We damaged a generator in the lab I spoke of, probably due to operator error on my part in programming the Sunny Island to protect the genny from backfeed from the Sunny Boy. I was told that it took out a/the "control board" in the generator. My areas of expertise lie elsewhere, so that's just about all I know, but it seems obvious to me that if you backfeed a generator that cannot sink power with a GT PV system, Bad Things can occur. Exactly which Bad Thing would happen first is not that important, IMO. My advice is to not do it.
 

pv_n00b

Senior Member
Location
CA, USA
Questions:
What would be the failure mode that could "fry" the generator control circuits?
Which control circuits are you thinking are in danger?
Voltage regulator?
Start-stop controls?
Some other clearly specified control circuit?​

Grid-tied inverters are designed to convert DC to AC and move it on. They are not designed to curtail the output based on the needs of the AC loads as an off-grid inverter will do. So if we put a grid-tied inverter in an off-grid situation and there is not enough load to absorb the inverter output that current will go somewhere it is not wanted. Where it goes and what it goes through depends on the weakest link on the AC side. If something on the AC side does not fail, eventually the inverter will raise the voltage high enough to trip itself off line as it tries to push current into the loads.
 

tallgirl

Senior Member
Location
Great White North
Occupation
Controls Systems firmware engineer
I read of one case in another forum where the generator shutdown and delivered a fault message. Evidently that generator had somewhat more sophisticated protection controls than what iceworm is positing. The thing is, even if your genny doesn't get damaged, if it shuts down, you've defeated the purpose of having it.

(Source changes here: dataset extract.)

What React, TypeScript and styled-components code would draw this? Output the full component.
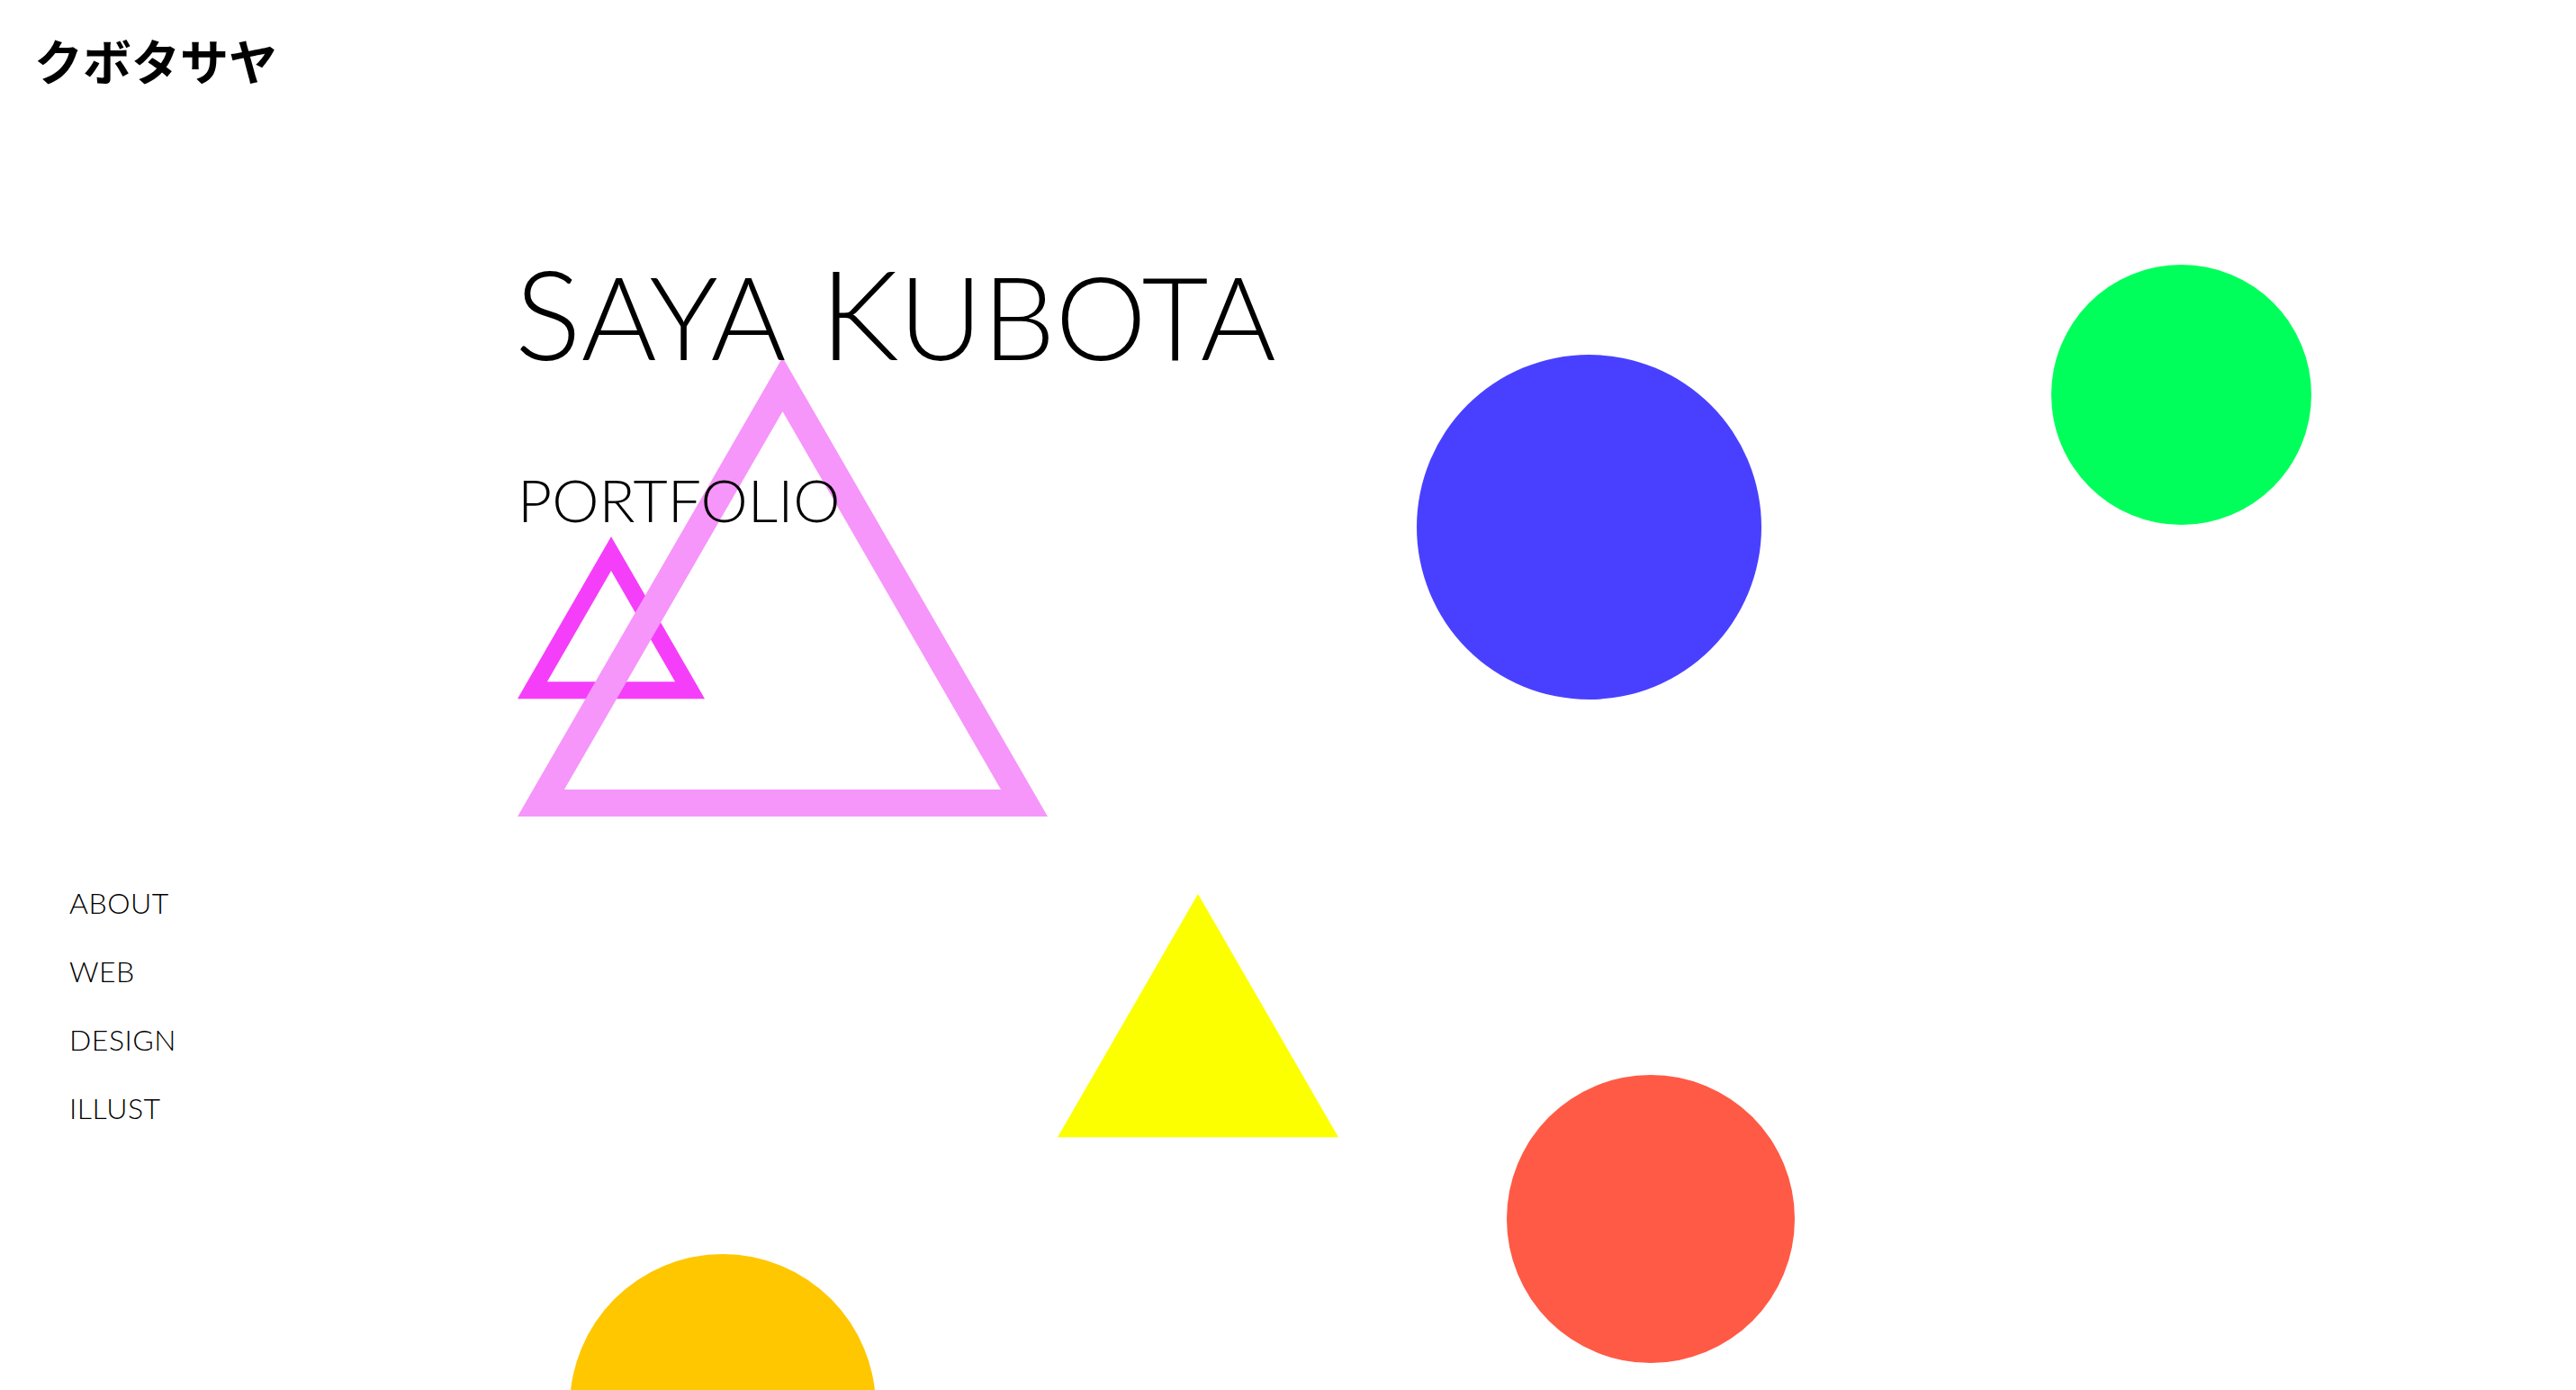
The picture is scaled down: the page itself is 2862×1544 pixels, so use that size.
import React from "react";
import styled, { createGlobalStyle } from "styled-components";

const GlobalStyle = createGlobalStyle`
  html, body {
    margin: 0;
    padding: 0;
    background: #ffffff;
  }
  body {
    font-family: "Lato", "Open Sans", sans-serif;
    color: #000000;
  }
`;

const Page = styled.div`
  position: relative;
  width: 100%;
  height: 1544px;
  overflow: hidden;
  background: #ffffff;
`;

const Canvas = styled.div`
  position: absolute;
  inset: 0;
  z-index: 0;
  pointer-events: none;
`;

const Content = styled.div`
  position: relative;
  z-index: 1;
  display: flex;
  flex-direction: column;
`;

const Header = styled.header`
  padding: 40px 0 0 38px;
`;

const Logo = styled.div`
  font-family: "Noto Sans CJK JP", "Noto Sans CJK SC", sans-serif;
  font-weight: 700;
  font-size: 54px;
  line-height: 1;
  letter-spacing: 0;
`;

const Hero = styled.section`
  display: flex;
  flex-direction: column;
  gap: 106px;
  padding-left: 572px;
  margin-top: 184px;
`;

const Title = styled.h1`
  margin: 0;
  font-family: "Lato", sans-serif;
  font-weight: 300;
  font-size: 138px;
  line-height: 1;
  letter-spacing: 0;
  text-transform: uppercase;
  white-space: nowrap;
`;

const Small = styled.span`
  font-size: 128px;
`;

const Subtitle = styled.h2`
  margin: 0 0 0 3px;
  font-family: "Lato", sans-serif;
  font-weight: 300;
  font-size: 66px;
  line-height: 1;
  letter-spacing: 0;
  text-transform: uppercase;
`;

const Nav = styled.nav`
  display: flex;
  flex-direction: column;
  gap: 44px;
  padding-left: 77px;
  margin-top: 399px;
`;

const NavLink = styled.a`
  font-family: "Lato", sans-serif;
  font-weight: 300;
  font-size: 32px;
  line-height: 1;
  letter-spacing: 0.5px;
  color: #000000;
  text-decoration: none;
  text-transform: uppercase;
`;

const Circle = styled.div<{ $x: number; $y: number; $d: number; $color: string }>`
  position: absolute;
  left: ${(p) => p.$x}px;
  top: ${(p) => p.$y}px;
  width: ${(p) => p.$d}px;
  height: ${(p) => p.$d}px;
  border-radius: 50%;
  background: ${(p) => p.$color};
`;

const TriangleSvg = styled.svg<{ $x: number; $y: number }>`
  position: absolute;
  left: ${(p) => p.$x}px;
  top: ${(p) => p.$y}px;
  overflow: visible;
`;

type TriProps = {
  x: number;
  y: number;
  side: number;
  color: string;
  band?: number;
};

const Triangle: React.FC<TriProps> = ({ x, y, side, color, band }) => {
  const h = (side * Math.sqrt(3)) / 2;
  const outer = `M${side / 2} 0 L${side} ${h} L0 ${h} Z`;
  let d = outer;
  if (band) {
    const innerSide = side - 2 * Math.sqrt(3) * band;
    const by = h - band;
    const ay = 2 * band;
    const lx = side / 2 - innerSide / 2;
    const rx = side / 2 + innerSide / 2;
    d += ` M${side / 2} ${ay} L${lx} ${by} L${rx} ${by} Z`;
  }
  return (
    <TriangleSvg $x={x} $y={y} width={side} height={h} viewBox={`0 0 ${side} ${h}`}>
      <path d={d} fill={color} fillRule="evenodd" />
    </TriangleSvg>
  );
};

const navItems = ["About", "Web", "Design", "Illust"];

export default function App() {
  return (
    <>
      <GlobalStyle />
      <Page>
        <Canvas>
          <Circle $x={1574} $y={394} $d={383} $color="#4940ff" />
          <Circle $x={2279} $y={294} $d={289} $color="#00ff5a" />
          <Circle $x={1674} $y={1194} $d={320} $color="#ff5a45" />
          <Circle $x={633} $y={1393} $d={340} $color="#ffc700" />
          <Triangle x={1175} y={993} side={312} color="#fbff00" />
          <Triangle x={575} y={596} side={208} color="#f53efa" band={19} />
          <Triangle x={575} y={397} side={589} color="#f695fa" band={30} />
        </Canvas>
        <Content>
          <Header>
            <Logo>クボタサヤ</Logo>
          </Header>
          <Hero>
            <Title>
              S<Small>aya</Small> K<Small>ubota</Small>
            </Title>
            <Subtitle>Portfolio</Subtitle>
          </Hero>
          <Nav>
            {navItems.map((item) => (
              <NavLink key={item} href="#">
                {item}
              </NavLink>
            ))}
          </Nav>
        </Content>
      </Page>
    </>
  );
}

Pretty much — unless there’s some control logic which starts disconnecting inverters as the load on the generator approaches zero, that’s the result. I tried that on a lark once, because I’m a nerd, and it’s hard to do with software. You’d have to know all the loads and always keep enough of a load on the generator to power the largest intermittent load.
 

tallgirl

Senior Member
Location
Great White North
Occupation
Controls Systems firmware engineer
Grid-tied inverters are designed to convert DC to AC and move it on. They are not designed to curtail the output based on the needs of the AC loads as an off-grid inverter will do. So if we put a grid-tied inverter in an off-grid situation and there is not enough load to absorb the inverter output that current will go somewhere it is not wanted. Where it goes and what it goes through depends on the weakest link on the AC side. If something on the AC side does not fail, eventually the inverter will raise the voltage high enough to trip itself off line as it tries to push current into the loads.

Most aren’t. The way the Sunny Boy / Sunny Island combination works is the Sunny Island acts like the grid both as a source and sync — a GTI doesn’t much care. When the Sunny Island “decides” the attached batteries are approaching full, it changes its output frequency. This magically signals the Sunny Boy to reduce output.
 

pv_n00b

Senior Member
Location
CA, USA
Most aren’t. The way the Sunny Boy / Sunny Island combination works is the Sunny Island acts like the grid both as a source and sync — a GTI doesn’t much care. When the Sunny Island “decides” the attached batteries are approaching full, it changes its output frequency. This magically signals the Sunny Boy to reduce output.

The Sunny Boy is controlled by the Sunny Island. Left on its own it will act like every other grid connected inverter and just pump out all the power that it can and that the array can supply. There are a number of systems that use a controller to control standard grid tied inverters one way or another to make them play nice in an off grid situation.